From school to your career, first days are always exciting, scary, exhausting, and memorable. The right preparation will make your first day at a new job a major success. Every time you begin another position, make sure you know these four things.
1. How Long Your Commute Will Take
Showing up late on your first day won’t help your first impression—which is why you want to know exactly how long it takes to get from your front door to the office. Even if you manage to show up on time without doing a practice run, you’ll probably feel stressed during your commute.
To avoid any anxiety, do a practice run a couple days beforehand. Match the traffic conditions as closely as possible; for example, going on Sunday at 2 p.m. won’t give you an accurate read compared to Tuesday morning.
2. The Executives’ Names and Faces
What if you bumped into the COO in the kitchen on your second day of work and started chatting? This would be a good opportunity to forge a connection, right? Definitely…if only you’d known he was the COO.

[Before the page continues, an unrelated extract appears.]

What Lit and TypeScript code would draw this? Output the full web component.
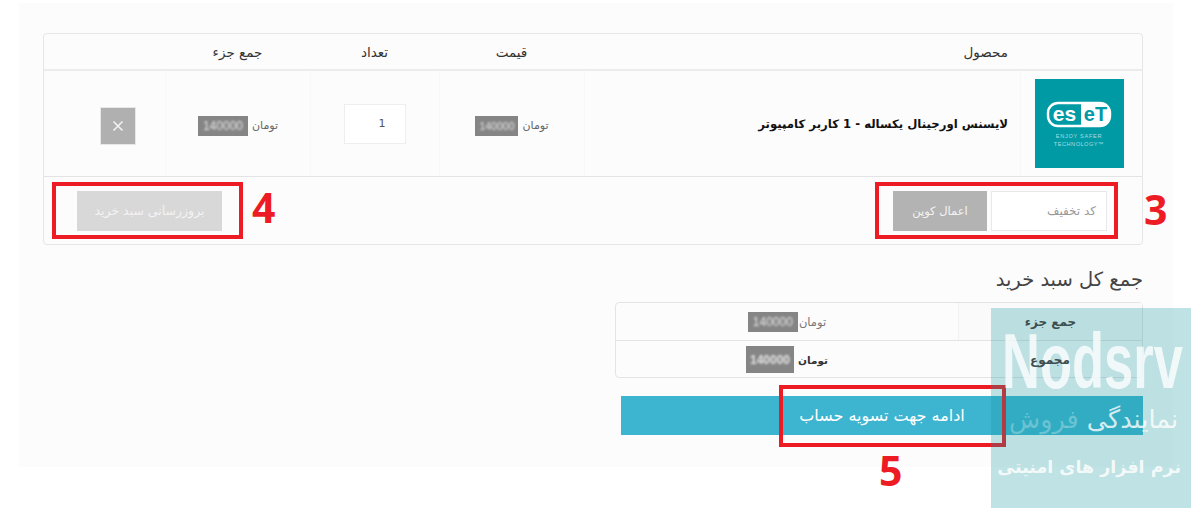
import { LitElement, html, css } from "lit";
import { customElement } from "lit/decorators.js";

const amount = (cls = "") => html`<span class="amt ${cls}"><span class="digits">140000</span></span>`;

@customElement("app-root")
export class AppRoot extends LitElement {
  static styles = css`
    :host { display: block; position: relative; width: 1201px; height: 518px; overflow: hidden; background: #fff;
      font-family: "DejaVu Sans", "Noto Sans", sans-serif; color: #555; }
    .panel { direction: rtl; box-sizing: border-box; width: 1154px; height: 464px; margin: 3px 0 0 19px;
      padding: 30px 30px 0 24px; background: #fcfcfc; display: flex; flex-direction: column; align-items: flex-start; }
    .cart { box-sizing: border-box; width: 1100px; height: 212px; border: 1px solid #e6e6e6; border-radius: 4px; }
    .grid { display: grid; grid-template-columns: 122px 436px 145px 129px 145px 121px; }
    .head { box-sizing: border-box; height: 37px; border-bottom: 2px solid #ececec; font-size: 13.5px; color: #333; align-items: center; text-align: center; }
    .head .name { text-align: right; padding-right: 12px; }
    .row { box-sizing: border-box; height: 106px; border-bottom: 1px solid #e4e4e4; }
    .cell { border-left: 1px solid #f8f8f8; display: flex; align-items: center; justify-content: center; gap: 4px; font-size: 11px; color: #666; }
    .cell.low { padding-top: 4px; }
    .cell.last { border-left: 0; padding-left: 26px; }
    .thumb { justify-content: flex-start; padding-right: 18px; }
    .title { justify-content: flex-start; padding-right: 12px; font-size: 11.7px; font-weight: bold; color: #111; }
    .logo { display: block; width: 89px; height: 89px; direction: ltr; }
    .amt { display: inline-flex; align-items: center; justify-content: center; direction: ltr; width: 50px; height: 20px; background: #858585; overflow: hidden; }
    .amt.narrow { width: 43px; }
    .amt.big { height: 27px; width: 48px; }
    .digits { font-family: "Liberation Sans", sans-serif; font-size: 12px; color: #e4e4e4; filter: blur(1px); }
    .narrow .digits { font-size: 10.5px; }
    .qty { box-sizing: border-box; width: 62px; height: 40px; border: 1px solid #eee; background: #fff; display: flex; align-items: center; justify-content: center; padding-left: 14px;
      font-size: 11px; color: #555; }
    .remove { box-sizing: border-box; width: 36px; height: 38px; background: #b0b0b0; border: 1px solid #e8e8e8; display: flex; align-items: center; justify-content: center; }
    .remove svg { display: block; width: 12px; height: 12px; }
    .foot { display: flex; justify-content: space-between; align-items: center; height: 67px; padding: 0 35px 0 33px; }
    .coupon { display: flex; gap: 4px; align-items: center; }
    .couponinput { box-sizing: border-box; width: 116px; height: 40px; background: #fff; border: 1px solid #e8e8e8; display: flex; align-items: center; padding-right: 10px; font-size: 12px; color: #999; }
    .btn { box-sizing: border-box; height: 40px; display: flex; align-items: center; justify-content: center; color: #f3f3f3; }
    .apply { width: 94px; background: #b3b3b3; font-size: 11.5px; }
    .update { width: 145px; background: #d8d8d8; font-size: 12.5px; }
    h2 { margin: 24px 0 0; height: 22px; line-height: 22px; font-size: 19.5px; font-weight: normal; color: #444; }
    .totals { box-sizing: border-box; margin-top: 11px; width: 528px; height: 76px; border: 1px solid #e4e4e4; border-radius: 4px; font-size: 12px; }
    .trow { display: grid; grid-template-columns: 184px 1fr; height: 37px; }
    .trow + .trow { border-top: 1px solid #e4e4e4; }
    .tlabel { display: flex; align-items: center; justify-content: center; font-weight: bold; color: #3d4f50; }
    .tlabel span { position: relative; z-index: 2; }
    .first .tlabel { background: #fafafa; border-left: 1px solid #f2f2f2; }
    .tval { display: flex; align-items: center; justify-content: center; gap: 1px; color: #777; font-size: 11.5px; }
    .tval.strong { gap: 4px; font-weight: bold; color: #333; font-size: 10.5px; }
    .checkout { margin-top: 18px; width: 522px; height: 39px; background: #3db5d1; color: #fff; display: flex; align-items: center; justify-content: center; font-size: 16px; }
    .mark { position: absolute; box-sizing: border-box; border: 4px solid #ed1c24; }
    .m3 { left: 875px; top: 182px; width: 243px; height: 57px; }
    .m4 { left: 52px; top: 182px; width: 191px; height: 57px; }
    .m5 { left: 779px; top: 385px; width: 227px; height: 62px; }
    .num { position: absolute; font-family: "Open Sans", sans-serif; font-weight: 700; font-size: 41px; line-height: 41px; color: #ed1c24; }
    .n3 { left: 1144px; top: 189px; }
    .n4 { left: 252px; top: 187px; }
    .n5 { left: 879px; top: 450px; }
    .wm { position: absolute; left: 991px; top: 308px; width: 200px; height: 200px; background: rgba(18, 148, 155, 0.27); overflow: hidden; direction: rtl; }
    .wm .brand { position: absolute; left: 11px; top: 14px; direction: ltr; font-family: "Liberation Sans", sans-serif; font-weight: 700; font-size: 78px; line-height: 78px; color: rgba(255,255,255,.78);
      transform-origin: left top; transform: scaleX(0.673); white-space: nowrap; }
    .wm .l1 { position: absolute; right: 13px; top: 94px; font-size: 25.5px; line-height: 34px; white-space: nowrap; color: rgba(255,255,255,.28); }
    .wm .l1 b { font-weight: normal; color: rgba(255,255,255,.8); }
    .wm .l2 { position: absolute; right: 10px; top: 147px; font-size: 17.5px; line-height: 24px; font-weight: bold; white-space: nowrap; color: rgba(255,255,255,.82); }
  `;

  render() {
    return html`
      <div class="panel">
        <div class="cart">
          <div class="grid head">
            <span></span>
            <span class="name">محصول</span>
            <span>قیمت</span>
            <span>تعداد</span>
            <span>جمع جزء</span>
            <span></span>
          </div>
          <div class="grid row">
            <div class="cell thumb">
              <svg class="logo" viewBox="0 0 89 89">
                <rect width="89" height="89" fill="#009aa5"/>
                <rect x="13" y="24" width="62" height="23" rx="10" fill="none" stroke="#fff" stroke-width="2.4"/>
                <path d="M46 24h20a9 9 0 0 1 9 9v5a9 9 0 0 1-9 9H46z" fill="#fff"/>
                <text x="29.5" y="41.5" text-anchor="middle" font-family="Liberation Sans, sans-serif" font-weight="700" font-size="21" fill="#fff">es</text>
                <text x="60.5" y="41.5" text-anchor="middle" font-family="Liberation Sans, sans-serif" font-weight="700" font-size="20" fill="#009aa5">eT</text>
                <text x="44" y="59" text-anchor="middle" font-family="Liberation Sans, sans-serif" font-size="5.6" letter-spacing=".7" fill="#a8dde1">ENJOY SAFER</text>
                <text x="44" y="67" text-anchor="middle" font-family="Liberation Sans, sans-serif" font-size="5.6" letter-spacing=".5" fill="#a8dde1">TECHNOLOGY™</text>
              </svg>
            </div>
            <div class="cell title">لایسنس اورجینال یکساله - 1 کاربر کامپیوتر</div>
            <div class="cell low"><span>تومان</span>${amount("narrow")}</div>
            <div class="cell"><div class="qty">1</div></div>
            <div class="cell low"><span>تومان</span>${amount()}</div>
            <div class="cell last low">
              <div class="remove">
                <svg viewBox="0 0 12 12"><path d="M1.5 1.5l9 9M10.5 1.5l-9 9" stroke="#f4f4f4" stroke-width="1.5" fill="none"/></svg>
              </div>
            </div>
          </div>
          <div class="foot">
            <div class="coupon">
              <div class="couponinput">کد تخفیف</div>
              <div class="btn apply">اعمال کوپن</div>
            </div>
            <div class="btn update">بروزرسانی سبد خرید</div>
          </div>
        </div>
        <h2>جمع کل سبد خرید</h2>
        <div class="totals">
          <div class="trow first">
            <div class="tlabel"><span>جمع جزء</span></div>
            <div class="tval"><span>تومان</span>${amount()}</div>
          </div>
          <div class="trow">
            <div class="tlabel"><span>مجموع</span></div>
            <div class="tval strong"><span>تومان</span>${amount("big")}</div>
          </div>
        </div>
        <div class="checkout">ادامه جهت تسویه حساب</div>
      </div>

      <div class="mark m3"></div>
      <div class="mark m4"></div>
      <div class="mark m5"></div>
      <div class="num n3">3</div>
      <div class="num n4">4</div>
      <div class="num n5">5</div>

      <div class="wm">
        <div class="brand">Nodsrv</div>
        <div class="l1"><b>نمایندگی</b> فروش</div>
        <div class="l2">نرم افزار های امنیتی</div>
      </div>
    `;
  }
}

Avoid making this mistake. The week prior to your start date, start memorizing the names and faces of the organization’s executive board. You may also want to do this for your department.
3. What to Wear
Every office has different dress codes, so figure out yours to ensure that you don’t wear the wrong thing. Keep in mind that it may be different from when you interviewed. To illustrate, if you came in on a Friday where everyone was wearing jeans, chances are they’re more formal during the week. On the flip side, if you interviewed the day of a big event, people may have been more formal than usual.
First, see if your welcome email or onboarding guide mention the clothing policies. If not, ask someone within the company about the typical dress code—your boss, the person who’s coordinating your orientation, or a friend. Just shoot them a quick email that says, “Hey, wanted to clarify the dress code. What do people normally wear? Thanks!”
4. What to Expect in Your Role
There’s a strong chance you won’t be doing any real work on your first day. Most brand-new hires spend the time getting their computer and other equipment, learning important rules and procedures, settling into their desk, meeting their team members, and doing other administrative tasks.
However, that doesn’t mean you shouldn’t spend ample time getting up to speed on your responsibilities. Review your notes from the application process, the company’s profile on an employer review site, the organization’s website, the original job description if you still have it, and anything else that’ll shed light on your core functions. Yes, you likely already know these details, but going over them again will make them crystal clear in your memory. Not only will you feel calmer and more prepared, you’ll also be ready to dive in on your second day—when the real work begins.